When it came time for a follow-up, the band made the astute business decision to give their new fans more of the same—more keyboards, more drum machines, more songs with even more euphemisms for sexual activity. And then when they were done with that, they added more keyboards. This was definitely not your uncle's ZZ Top—the guys they imagined as blues-bustin’ rodeo escapees, chugging around the dusty back roads of Texas’ roadhouse circuit, soaked in mescal, tuned in to border radio, and exhaling barbeque smoke. AFTERBURNER presented ZZ Top as dystopian blade runners, ascending to the sterile environs of their space compound instead of running around the desert killin' varmints.
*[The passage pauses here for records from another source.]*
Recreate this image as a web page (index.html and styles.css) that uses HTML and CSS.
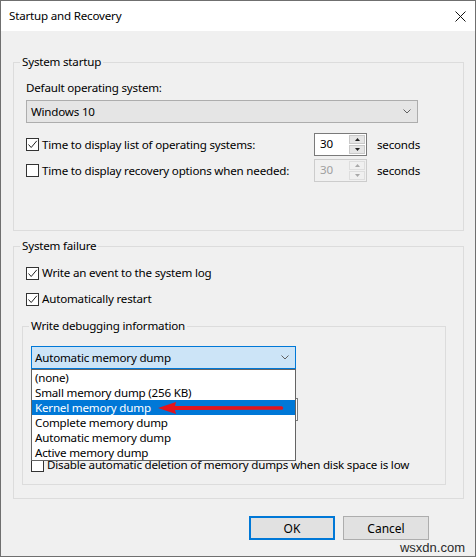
FILE: index.html
```html
<!DOCTYPE html>
<html>
<head>
<meta charset="utf-8">
<title>Startup and Recovery</title>
<link rel="stylesheet" href="styles.css">
</head>
<body>
<div class="window">
  <div class="titlebar">
    <span class="title">Startup and Recovery</span>
    <svg class="close" width="11" height="11" viewBox="0 0 11 11"><path d="M0.5 0.5 L10.5 10.5 M10.5 0.5 L0.5 10.5" stroke="#111" stroke-width="1" fill="none"/></svg>
  </div>
  <div class="content">
    <fieldset class="group startup">
      <legend>System startup</legend>
      <div class="label">Default operating system:</div>
      <div class="select os">
        <span>Windows 10</span>
        <svg class="chev" width="8" height="5" viewBox="0 0 8 5"><path d="M0.5 0.5 L4 4 L7.5 0.5" stroke="#606060" stroke-width="1" fill="none"/></svg>
      </div>
      <div class="row timed">
        <span class="check"><svg width="11" height="11" viewBox="0 0 11 11"><path d="M1.5 5.5 L4.2 8.5 L9.8 1.8" stroke="#222" stroke-width="1" fill="none"/></svg></span>
        <span class="row-text">Time to display list of operating systems:</span>
        <div class="spin">
          <span class="spin-value">30</span>
          <span class="spin-btns">
            <span class="spin-btn"><svg width="5" height="3" viewBox="0 0 5 3"><path d="M0 3 L2.5 0 L5 3 Z" fill="#222"/></svg></span>
            <span class="spin-btn"><svg width="5" height="3" viewBox="0 0 5 3"><path d="M0 0 L2.5 3 L5 0 Z" fill="#222"/></svg></span>
          </span>
        </div>
        <span class="unit">seconds</span>
      </div>
      <div class="row timed second">
        <span class="check"></span>
        <span class="row-text">Time to display recovery options when needed:</span>
        <div class="spin disabled">
          <span class="spin-value">30</span>
          <span class="spin-btns">
            <span class="spin-btn"><svg width="5" height="3" viewBox="0 0 5 3"><path d="M0 3 L2.5 0 L5 3 Z" fill="#a8a8a8"/></svg></span>
            <span class="spin-btn"><svg width="5" height="3" viewBox="0 0 5 3"><path d="M0 0 L2.5 3 L5 0 Z" fill="#a8a8a8"/></svg></span>
          </span>
        </div>
        <span class="unit">seconds</span>
      </div>
    </fieldset>

    <fieldset class="group failure">
      <legend>System failure</legend>
      <div class="row">
        <span class="check"><svg width="11" height="11" viewBox="0 0 11 11"><path d="M1.5 5.5 L4.2 8.5 L9.8 1.8" stroke="#222" stroke-width="1" fill="none"/></svg></span>
        <span class="row-text">Write an event to the system log</span>
      </div>
      <div class="row gap">
        <span class="check"><svg width="11" height="11" viewBox="0 0 11 11"><path d="M1.5 5.5 L4.2 8.5 L9.8 1.8" stroke="#222" stroke-width="1" fill="none"/></svg></span>
        <span class="row-text">Automatically restart</span>
      </div>

      <fieldset class="group debug">
        <legend>Write debugging information</legend>
        <div class="dropdown">
          <div class="select open">
            <span>Automatic memory dump</span>
            <svg class="chev" width="8" height="5" viewBox="0 0 8 5"><path d="M0.5 0.5 L4 4 L7.5 0.5" stroke="#606060" stroke-width="1" fill="none"/></svg>
          </div>
          <ul class="list">
            <li>(none)</li>
            <li>Small memory dump (256 KB)</li>
            <li class="selected">Kernel memory dump</li>
            <li>Complete memory dump</li>
            <li>Automatic memory dump</li>
            <li>Active memory dump</li>
            <svg class="arrow" width="130" height="14" viewBox="0 0 130 14"><path d="M0 7 L18 1 L17 5 L124 5.2 Q126.5 7 124 8.8 L17 9 L18 13 Z" fill="#e3141c"/></svg>
          </ul>
        </div>
        <div class="textbox"></div>
        <div class="row disable">
          <span class="check"></span>
          <span class="row-text">Disable automatic deletion of memory dumps when disk space is low</span>
        </div>
      </fieldset>
    </fieldset>

    <div class="buttons">
      <button class="btn default">OK</button>
      <button class="btn">Cancel</button>
    </div>
  </div>
  <div class="watermark">wsxdn.com</div>
</div>
</body>
</html>
```

FILE: styles.css
```css
* { box-sizing: border-box; }
html, body { margin: 0; padding: 0; }
body {
  width: 476px;
  height: 557px;
  overflow: hidden;
  font-family: "Noto Sans", "Liberation Sans", sans-serif;
  font-size: 11.6px;
  letter-spacing: -0.2px;
  color: #000;
  background: #f0f0f0;
}
.window {
  position: relative;
  width: 476px;
  height: 557px;
  border: 1px solid #6f6f6f;
  background: #f0f0f0;
}
.titlebar {
  height: 30px;
  background: #fff;
  display: flex;
  align-items: center;
  justify-content: space-between;
  padding: 0 9px 0 8px;
}
.title { line-height: 16px; }
.close { margin-top: 1px; }
.content { padding: 0 0 0 12px; }

.group {
  margin: 0;
  border: 1px solid #dcdcdc;
  padding: 0 0 0 12px;
  min-width: 0;
}
.group legend {
  padding: 0 2px;
  margin-left: -6px;
  line-height: 16px;
  height: 16px;
}
.startup {
  width: 451px;
  margin-top: 23px;
  padding-top: 10px;
  padding-bottom: 48px;
}
.label { line-height: 16px; height: 16px; }
.select {
  height: 23px;
  border: 1px solid #adadad;
  background: #e5e5e5;
  display: flex;
  align-items: center;
  justify-content: space-between;
  padding: 0 6px 0 4px;
  line-height: 16px;
}
.select.os { width: 392px; margin-top: 4px; }
.row {
  display: flex;
  align-items: center;
  height: 16px;
  line-height: 16px;
}
.check {
  width: 13px;
  height: 13px;
  border: 1px solid #333;
  background: #fff;
  margin-right: 3px;
  display: flex;
  align-items: center;
  justify-content: center;
  flex: none;
}
.timed { height: 23px; margin-top: 10px; }
.timed.second { margin-top: 3px; }
.timed .row-text { width: 272px; }
.spin {
  width: 53px;
  height: 23px;
  border: 1px solid #7a7a7a;
  background: #fff;
  display: flex;
  align-items: stretch;
}
.spin-value { flex: 1; padding-left: 5px; line-height: 20px; }
.spin-btns {
  width: 17px;
  display: flex;
  flex-direction: column;
  padding: 1px 1px 1px 0;
  gap: 1px;
}
.spin-btn {
  flex: 1;
  background: #e5e5e5;
  border: 1px solid #c9c9c9;
  display: flex;
  align-items: center;
  justify-content: center;
}
.spin.disabled { border-color: #cccccc; background: #f0f0f0; color: #a0a0a0; }
.spin.disabled .spin-btn { background: #f0f0f0; border-color: #dedede; }
.unit { margin-left: 10px; }

.failure {
  width: 451px;
  margin-top: 7px;
  padding-top: 11px;
  padding-bottom: 13px;
}
.gap { margin-top: 10px; }
.debug {
  width: 424px;
  margin: 11px 0 0 -4px;
  padding: 12px 0 11px 8px;
}
.debug legend { margin-left: -2px; }
.dropdown { position: relative; width: 265px; }
.select.open {
  border-color: #0078d7;
  background: #cce4f7;
  padding: 0 6px 0 3px;
}
.list {
  position: absolute;
  left: 0;
  top: 23px;
  width: 265px;
  margin: 0;
  padding: 0;
  list-style: none;
  background: #fff;
  border: 1px solid #646464;
  z-index: 2;
}
.list li {
  height: 15px;
  line-height: 15px;
  padding-left: 3px;
  white-space: nowrap;
}
.list li.selected { background: #0078d7; color: #fff; }
.arrow { position: absolute; left: 126px; top: 31px; }
.textbox {
  width: 267px;
  height: 23px;
  margin-top: 29px;
  border: 1px solid #7a7a7a;
  background: #fff;
}
.disable { margin-top: 36px; }

.buttons {
  width: 451px;
  display: flex;
  justify-content: flex-end;
  gap: 8px;
  padding-right: 35px;
  margin-top: 17px;
}
.btn {
  width: 86px;
  height: 24px;
  border: 1px solid #adadad;
  background: #e1e1e1;
  font-family: inherit;
  font-size: 12px;
  color: #000;
  padding: 0;
}
.btn.default { border: 2px solid #0078d7; }
.watermark {
  position: absolute;
  right: 10px;
  bottom: 0px;
  font-family: "Liberation Sans", sans-serif;
  font-size: 13px;
  letter-spacing: 0;
  color: #2a2a2a;
  line-height: 16px;
}
```
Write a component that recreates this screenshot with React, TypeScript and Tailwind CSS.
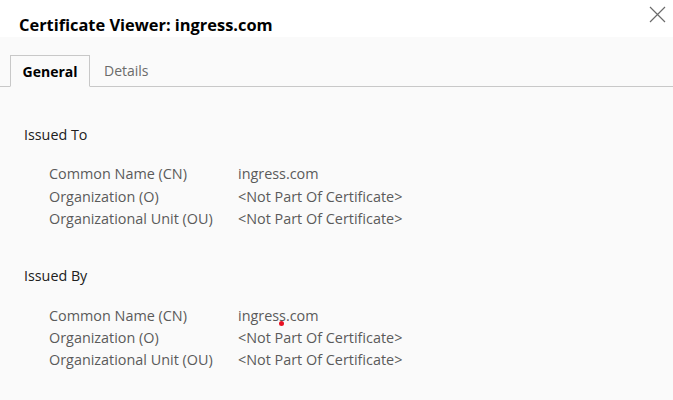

They still manage to rock, though; they come out swinging with "Sleeping Bag," which has enough Billy Gibbons attitude to compensate for the fact that there are more artificial sounds on the track than on any given Depeche Mode record, perhaps on all given Depeche Mode records. If Frank Beard were even in attendance at the session that produced this song, many would be surprised—the drums were absolutely played by robots. But in the song, Gibbons gives us a great new metaphor for getting it on, and his guitar solo at the song's conclusion reminds us what a bad man he can be on the axe of his choice.

That guitar comes to back to slay in the ballad "Rough Boy," a virtual rewrite of EL LOCO's "Leila" that to this day remains anathema to most old-school ZZ Top fans. Yes, the song has a pulse generated by Korg and spooky keys approved by NASA itself, and Gibbons' singing is hushed and vulnerable throughout. But his two guitar solos add some melt-yo’-backside Texas blues to the soothing calm of the synth bed on which those solos rest. Yes, this is Gibbons dialed back to maybe 6 or 7, but it's more than enough to lift the song out of its digitized slumber.

And who could forget "Velcro Fly?" A new metaphor for sex disguised as a paean to the latest dance fad, "Velcro Fly" features what sound like actual live drums (mixed in with the drum machines) and two short bass solos, incorporated into yet another keyboard-forward track. There are other highlights—"Woke Up with Wood" (yes, it means what you think it means), the Dusty Baker-sung "Delirious" and others—that make AFTERBURNER worth another listen, after all these years.

It's not the behemoth that ELIMINATOR was, but that's not for lack of effort, or electronics.